─── MATERIAL PROVIDED

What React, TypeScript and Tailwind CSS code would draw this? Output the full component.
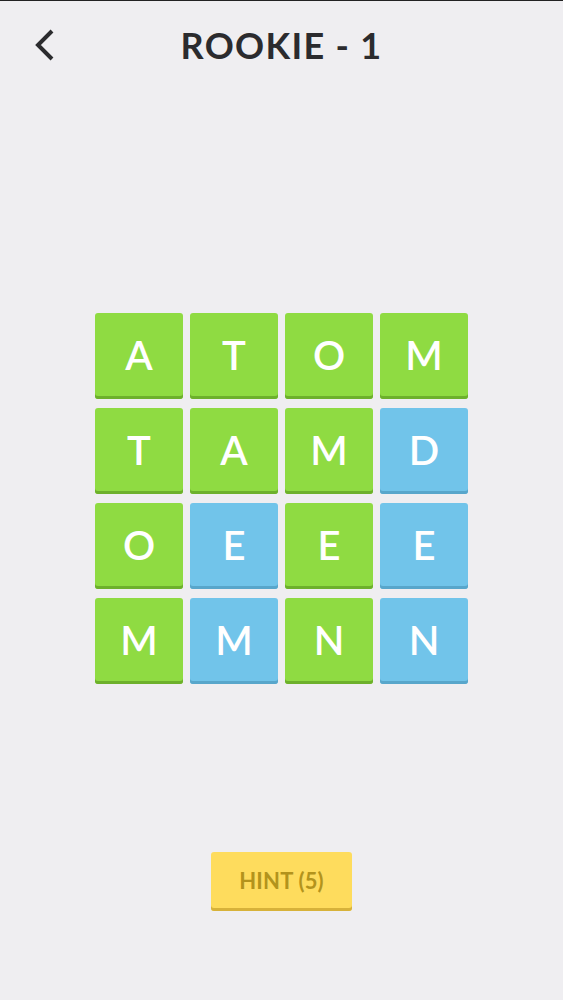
type Tile = { ch: string; blue?: boolean }

const GRID: Tile[][] = [
  [{ ch: 'A' }, { ch: 'T' }, { ch: 'O' }, { ch: 'M' }],
  [{ ch: 'T' }, { ch: 'A' }, { ch: 'M' }, { ch: 'D', blue: true }],
  [{ ch: 'O' }, { ch: 'E', blue: true }, { ch: 'E' }, { ch: 'E', blue: true }],
  [{ ch: 'M' }, { ch: 'M', blue: true }, { ch: 'N' }, { ch: 'N', blue: true }],
]

function LetterTile({ ch, blue }: Tile) {
  return (
    <div
      className={`flex h-[86px] w-[88px] items-center justify-center rounded-[3px] pb-[3px] text-[40px] font-semibold leading-none text-white ${
        blue ? 'bg-[#71c4ea] shadow-[inset_0_-3px_0_#58a6cb]' : 'bg-[#8fdb42] shadow-[inset_0_-3px_0_#6db02c]'
      }`}
    >
      {ch}
    </div>
  )
}

export default function App() {
  return (
    <div
      className="flex min-h-[1000px] flex-col items-center border-t border-[#222] bg-[#efeef1]"
      style={{ fontFamily: 'Lato, "Noto Sans", sans-serif' }}
    >
      {/* Kepala: tombol kembali + judul */}
      <div className="relative flex h-[88px] w-full items-center justify-center">
        <button className="absolute left-[33px] top-[27px] text-[#2b2b2e]" aria-label="Kembali">
          <svg width="22" height="34" viewBox="0 0 22 34" fill="none" stroke="currentColor" strokeWidth="4">
            <polyline points="19,3 5,17 19,31" />
          </svg>
        </button>
        <h1 className="text-[36px] font-bold tracking-[1.3px] text-[#2b2b2e]">ROOKIE - 1</h1>
      </div>

      {/* Papan huruf 4x4 */}
      <div className="mt-[224px] grid grid-cols-4 gap-x-[7px] gap-y-[9px]">
        {GRID.flat().map((t, i) => (
          <LetterTile key={i} {...t} />
        ))}
      </div>

      {/* Tombol petunjuk */}
      <button className="mt-[168px] flex h-[59px] w-[141px] items-center justify-center rounded-[3px] bg-[#fedc5d] pb-[3px] text-[22px] font-bold tracking-[0.2px] text-[#b3931c] shadow-[inset_0_-3px_0_#d7b23a]">
        HINT (5)
      </button>
    </div>
  )
}
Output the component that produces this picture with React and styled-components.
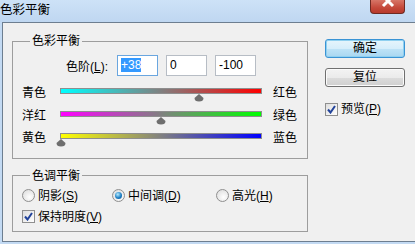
import styled, { createGlobalStyle } from 'styled-components';

const levels = [38, 0, -100];

const sliders = [
  { left: '青色', right: '红色', from: '#00ffff', to: '#ff0000', value: levels[0] },
  { left: '洋红', right: '绿色', from: '#ff00ff', to: '#00ff00', value: levels[1] },
  { left: '黄色', right: '蓝色', from: '#ffff00', to: '#0000ff', value: levels[2] },
];

function fmt(v) {
  return v > 0 ? `+${v}` : `${v}`;
}

function Thumb() {
  return (
    <svg width="11" height="8" viewBox="0 0 11 8">
      <path d="M5.5 0 L10 4 Q10 7.5 5.5 7.5 Q1 7.5 1 4 Z" fill="#6e6e6e" />
    </svg>
  );
}

function CheckMark() {
  return (
    <svg width="9" height="9" viewBox="0 0 9 9">
      <path d="M1 4.5 L3.5 7.5 L8 1" stroke="#22439a" strokeWidth="2" fill="none" />
    </svg>
  );
}

function App() {
  return (
    <>
      <GlobalStyle />
      <Window>
        <TitleBar>
          <Title>色彩平衡</Title>
          <CloseButton>
            <svg width="14" height="10" viewBox="0 0 14 10">
              <path d="M2 -4 L12 6 M12 -4 L2 6" stroke="#fff" strokeWidth="3" />
            </svg>
          </CloseButton>
        </TitleBar>
        <Client>
          <LeftCol>
            <Group $pb={4}>
              <Legend>色彩平衡</Legend>
              <LevelsRow>
                <LevelsLabel>色阶(<U>L</U>):</LevelsLabel>
                {levels.map((v, i) => (
                  <Field key={i} $focused={i === 0}>
                    {i === 0 ? <Selected>{fmt(v)}</Selected> : fmt(v)}
                  </Field>
                ))}
              </LevelsRow>
              <Sliders>
                {sliders.map((s) => (
                  <SliderRow key={s.left}>
                    <SideLabel>{s.left}</SideLabel>
                    <Track $from={s.from} $to={s.to}>
                      <ThumbHolder style={{ left: `${(s.value + 100) / 2}%` }}>
                        <Thumb />
                      </ThumbHolder>
                    </Track>
                    <RightLabel>{s.right}</RightLabel>
                  </SliderRow>
                ))}
              </Sliders>
            </Group>
            <Group $pb={7}>
              <Legend>色调平衡</Legend>
              <RadioRow>
                <Option>
                  <Radio />
                  <span>阴影(<U>S</U>)</span>
                </Option>
                <Option>
                  <Radio $checked />
                  <span>中间调(<U>D</U>)</span>
                </Option>
                <Option>
                  <Radio />
                  <span>高光(<U>H</U>)</span>
                </Option>
              </RadioRow>
              <CheckRow>
                <Option>
                  <Box><CheckMark /></Box>
                  <span>保持明度(<U>V</U>)</span>
                </Option>
              </CheckRow>
            </Group>
          </LeftCol>
          <RightCol>
            <Button $primary>确定</Button>
            <Button>复位</Button>
            <PreviewRow>
              <Option>
                <Box><CheckMark /></Box>
                <span>预览(<U>P</U>)</span>
              </Option>
            </PreviewRow>
          </RightCol>
        </Client>
      </Window>
    </>
  );
}

export default App;

const GlobalStyle = createGlobalStyle`
html, body {
  margin: 0;
  padding: 0;
}
body {
  background: #c4dbf3;
  font-family: "Liberation Sans", "Noto Sans CJK SC", sans-serif;
  font-size: 12px;
  color: #000;
}
`

const Window = styled.div`
width: 415px;
height: 244px;
display: flex;
flex-direction: column;
background: #c3daf3;
overflow: hidden;
`

const TitleBar = styled.div`
height: 22px;
flex: none;
display: flex;
justify-content: space-between;
align-items: flex-start;
background: linear-gradient(#cde2f7, #bfd7f1);
`

const Title = styled.div`
padding-top: 2px;
font-family: "Noto Sans CJK SC", sans-serif;
font-size: 12.5px;
line-height: 13px;
color: #000;
`

const CloseButton = styled.div`
width: 35px;
height: 14px;
margin-right: 10px;
box-sizing: border-box;
border: 1px solid #6e2a22;
border-top: none;
border-radius: 0 0 4px 4px;
background: linear-gradient(#d77567, #c4483a 60%, #b83a2c);
display: flex;
justify-content: center;
align-items: flex-start;
`

const Client = styled.div`
margin-left: 2px;
height: 220px;
box-sizing: border-box;
border: 1px solid #6d7e90;
border-right: none;
background: #f0f0f0;
display: flex;
align-items: flex-start;
padding-left: 9px;
`

const LeftCol = styled.div`
width: 296px;
margin-top: 12px;
display: flex;
flex-direction: column;
gap: 11px;
`

const Group = styled.fieldset`
margin: 0;
padding: 0 0 ${(p) => p.$pb}px;
border: 1px solid #9d9d9d;
min-width: 0;
`

const Legend = styled.legend`
margin-left: 17px;
padding: 0 2px;
font-size: 12px;
line-height: 12px;
`

const LevelsRow = styled.div`
display: flex;
align-items: center;
gap: 8px;
margin-top: 8px;
height: 21px;
`

const LevelsLabel = styled.div`
width: 95px;
margin-right: 1px;
text-align: right;
`

const Field = styled.div`
width: 41px;
height: 21px;
box-sizing: border-box;
border: 1px solid ${(p) => (p.$focused ? '#6aa6df' : '#b7bdc5')};
background: #fff;
padding-left: 3px;
line-height: 19px;
font-size: 12px;
`

const Selected = styled.span`
background: #3399ff;
color: #fff;
`

const U = styled.span`
text-decoration: underline;
`

const Sliders = styled.div`
margin-top: 10px;
padding-left: 9px;
`

const SliderRow = styled.div`
display: flex;
height: 22.5px;
`

const SideLabel = styled.div`
width: 38px;
line-height: 14px;
`

const Track = styled.div`
position: relative;
width: 202px;
height: 6px;
margin-top: 2px;
box-sizing: border-box;
border: 1px solid #8e8e8e;
background: linear-gradient(to right, ${(p) => p.$from}, #808080 50%, ${(p) => p.$to});
`

const ThumbHolder = styled.div`
position: absolute;
top: 5px;
transform: translateX(-50%);
line-height: 0;
`

const RightLabel = styled.div`
margin-left: 11px;
line-height: 14px;
`

const RadioRow = styled.div`
display: grid;
grid-template-columns: 90px 104px auto;
align-items: center;
height: 14px;
margin-top: 7px;
padding-left: 9px;
`

const CheckRow = styled.div`
margin-top: 7px;
padding-left: 9px;
`

const Option = styled.div`
display: flex;
align-items: center;
gap: 3px;
line-height: 14px;
`

const Radio = styled.div`
position: relative;
width: 13px;
height: 13px;
box-sizing: border-box;
border-radius: 50%;
border: 1px solid #8f8f8f;
background: radial-gradient(circle at 60% 65%, #ffffff, #d8d8d8);
&::after {
  content: '';
  display: ${(p) => (p.$checked ? 'block' : 'none')};
  position: absolute;
  left: 2px;
  top: 2px;
  width: 7px;
  height: 7px;
  border-radius: 50%;
  background: radial-gradient(circle at 40% 35%, #b6ecff, #1f7fc4 55%, #0b4f8c);
}
`

const Box = styled.div`
width: 13px;
height: 13px;
box-sizing: border-box;
border: 1px solid #8f8f8f;
background: linear-gradient(135deg, #dedede, #ffffff);
display: flex;
align-items: center;
justify-content: center;
`

const RightCol = styled.div`
width: 80px;
margin-left: 17px;
margin-top: 16px;
display: flex;
flex-direction: column;
gap: 10px;
`

const Button = styled.div`
height: 19px;
box-sizing: border-box;
border: 1px solid ${(p) => (p.$primary ? '#3a93d4' : '#707070')};
border-radius: 3px;
background: ${(p) =>
  p.$primary
    ? 'linear-gradient(#e6f5fc, #d6eefb 50%, #bfe3f7 50%, #a9d7f1)'
    : 'linear-gradient(#f3f3f3, #ebebeb 50%, #dcdcdc 50%, #cfcfcf)'};
box-shadow: inset 0 0 0 1px ${(p) => (p.$primary ? '#8fd0f0' : '#fbfbfb')};
text-align: center;
line-height: 17px;
font-size: 12px;
`

const PreviewRow = styled.div`
margin-top: 5px;
`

──────

Pictures stay out. Repeat only the lines from the beginning of the data through the line that has "string; blue?: boolean".

▶ **ANSWER**:
What React, TypeScript and Tailwind CSS code would draw this? Output the full component.
type Tile = { ch: string; blue?: boolean }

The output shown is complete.